Once more, in matrix form,

\[\begin{aligned} \mathrm{ad}_w \simeq \begin{pmatrix} 0 & 0_{1\times 3} \\ 0_{3\times 1} & 2v^\times \end{pmatrix}. \end{aligned}\]

The Lie bracket is equivalent to the adjoint operator, in the sense that

\[\begin{aligned} \left[w_1, w_2\right] := \mathrm{ad}_{w_1}(w_2) = (0 , \; 2 v_1^\times v_2 ). \end{aligned}\]

Matrix Representation

The final topic of interest for computations is the matrix representation of $\mathbb{H}$. Matrix representations are rarely unique, but sometimes can be nice. The matrix representation we consider is $\rho : \mathbb{H} \to \mathbf{GL}(4)$, given by

\[\begin{aligned} \rho(q) := \begin{pmatrix} r& u_1& u_2& u_3 \\ -u_1& r& -u_3& u_2 \\ -u_2& u_3& r& -u_1 \\ -u_3&-u_2&u_1&r \\ \end{pmatrix}. \end{aligned}\]

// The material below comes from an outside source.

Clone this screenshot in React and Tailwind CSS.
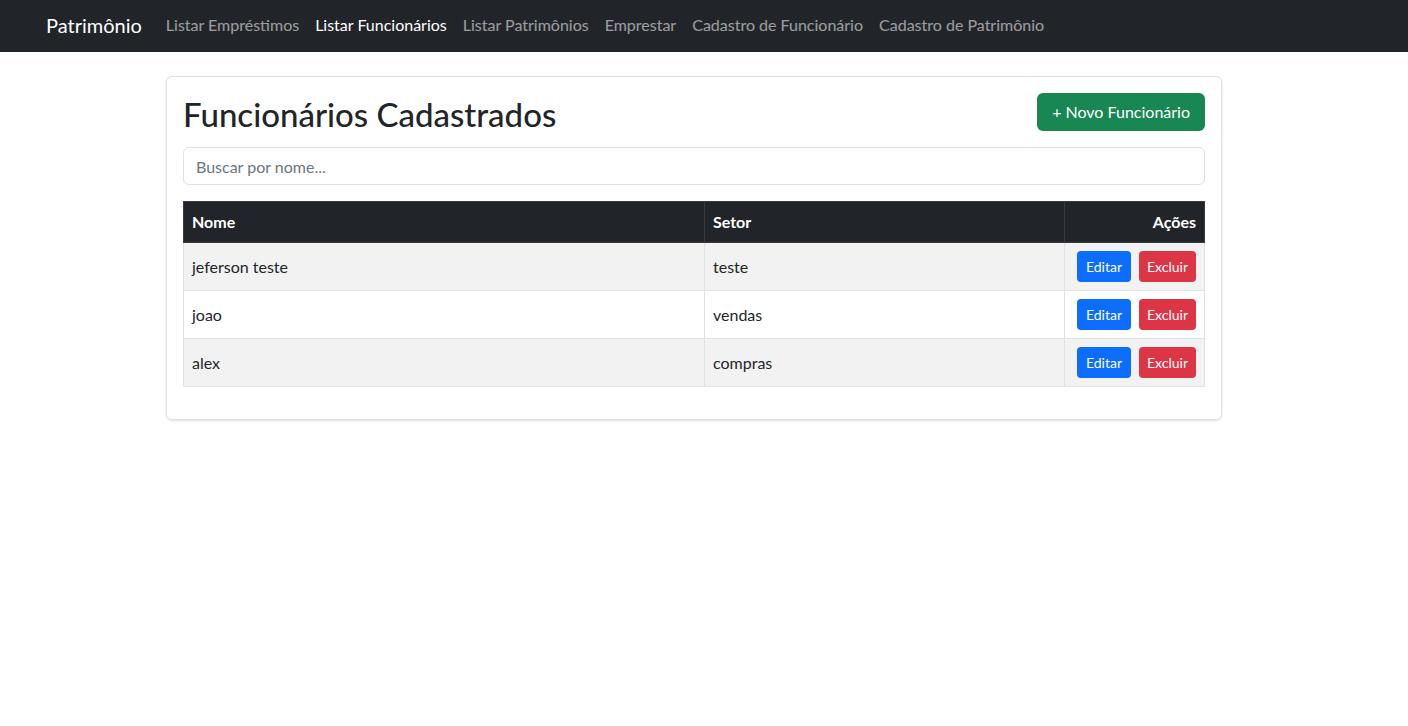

The matrix representation of the Lie algebra $\mathfrak{h}$ is basically the same. Verifying that these are indeed representations is a messy and time-consuming computation. However, working out a matrix representation is very rewarding in that it provides a way to check all the other computations we have done. Specifically, we can check things like the inverse $\rho(q)^{-1} = \rho(q^{-1})$, the exponential $\mathrm{expm}(\mathrm{d}\rho(w)) = \rho(\exp(w))$, and the adjoint operators $\mathrm{Ad}_q w = \rho(q) \mathrm{d}\rho(w) \rho(q)^{-1}$.

Summary

I decided to write this post when I needed these formulas for the $n$th time, and I realised that deriving them every time I needed them was taking too long. I hope they are helpful to anyone else who reads them, and please let me know if you spot any mistakes!